■ **WRITTEN REQUEST**: Working from the top of the listing below, retype each line through the line containing "const Help = ()", both included, with no pictures.

☆ ☆ ☆ ☆ ☆

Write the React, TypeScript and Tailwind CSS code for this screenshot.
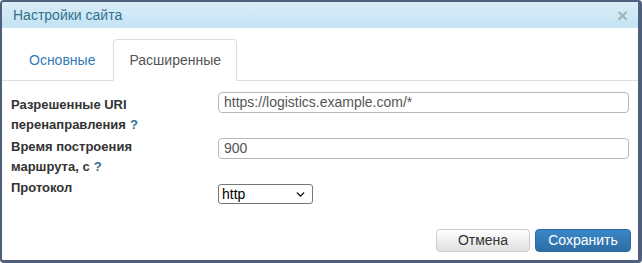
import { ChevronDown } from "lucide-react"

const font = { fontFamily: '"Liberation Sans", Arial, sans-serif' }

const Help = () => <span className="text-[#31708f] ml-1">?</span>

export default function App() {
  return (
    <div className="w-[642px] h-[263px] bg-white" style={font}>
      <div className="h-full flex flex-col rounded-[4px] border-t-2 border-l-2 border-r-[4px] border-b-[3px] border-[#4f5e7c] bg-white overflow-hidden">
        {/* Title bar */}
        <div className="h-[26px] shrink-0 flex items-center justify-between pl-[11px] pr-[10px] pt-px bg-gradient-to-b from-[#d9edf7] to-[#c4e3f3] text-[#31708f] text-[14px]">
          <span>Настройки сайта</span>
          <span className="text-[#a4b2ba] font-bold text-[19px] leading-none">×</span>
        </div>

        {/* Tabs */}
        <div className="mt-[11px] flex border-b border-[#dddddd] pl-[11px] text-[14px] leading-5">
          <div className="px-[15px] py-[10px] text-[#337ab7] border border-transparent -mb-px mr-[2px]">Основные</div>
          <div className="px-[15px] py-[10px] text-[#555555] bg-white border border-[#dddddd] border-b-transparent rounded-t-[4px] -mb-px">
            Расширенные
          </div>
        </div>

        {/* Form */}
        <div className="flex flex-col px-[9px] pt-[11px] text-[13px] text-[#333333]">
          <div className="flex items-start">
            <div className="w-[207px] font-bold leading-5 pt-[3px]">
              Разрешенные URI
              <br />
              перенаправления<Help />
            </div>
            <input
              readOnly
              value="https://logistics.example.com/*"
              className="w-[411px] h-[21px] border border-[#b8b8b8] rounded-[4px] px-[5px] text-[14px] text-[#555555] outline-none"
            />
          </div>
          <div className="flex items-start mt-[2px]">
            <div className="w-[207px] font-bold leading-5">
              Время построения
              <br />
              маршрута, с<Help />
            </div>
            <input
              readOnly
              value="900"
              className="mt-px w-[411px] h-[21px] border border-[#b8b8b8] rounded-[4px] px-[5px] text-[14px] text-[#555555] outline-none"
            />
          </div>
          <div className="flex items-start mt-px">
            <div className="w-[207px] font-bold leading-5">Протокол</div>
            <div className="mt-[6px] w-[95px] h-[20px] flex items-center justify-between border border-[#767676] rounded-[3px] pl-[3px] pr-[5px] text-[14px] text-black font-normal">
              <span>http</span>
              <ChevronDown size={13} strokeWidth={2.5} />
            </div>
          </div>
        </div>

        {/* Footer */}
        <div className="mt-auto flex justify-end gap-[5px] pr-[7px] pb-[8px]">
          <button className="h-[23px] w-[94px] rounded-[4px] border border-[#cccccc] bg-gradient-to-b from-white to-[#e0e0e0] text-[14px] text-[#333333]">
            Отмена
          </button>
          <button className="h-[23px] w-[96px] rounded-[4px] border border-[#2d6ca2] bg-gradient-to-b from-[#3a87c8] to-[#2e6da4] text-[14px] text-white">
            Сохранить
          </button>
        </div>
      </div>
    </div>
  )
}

☆ ☆ ☆ ☆ ☆

■ **TASK RESPONSE**:
Write the React, TypeScript and Tailwind CSS code for this screenshot.
import { ChevronDown } from "lucide-react"

const font = { fontFamily: '"Liberation Sans", Arial, sans-serif' }

const Help = () => <span className="text-[#31708f] ml-1">?</span>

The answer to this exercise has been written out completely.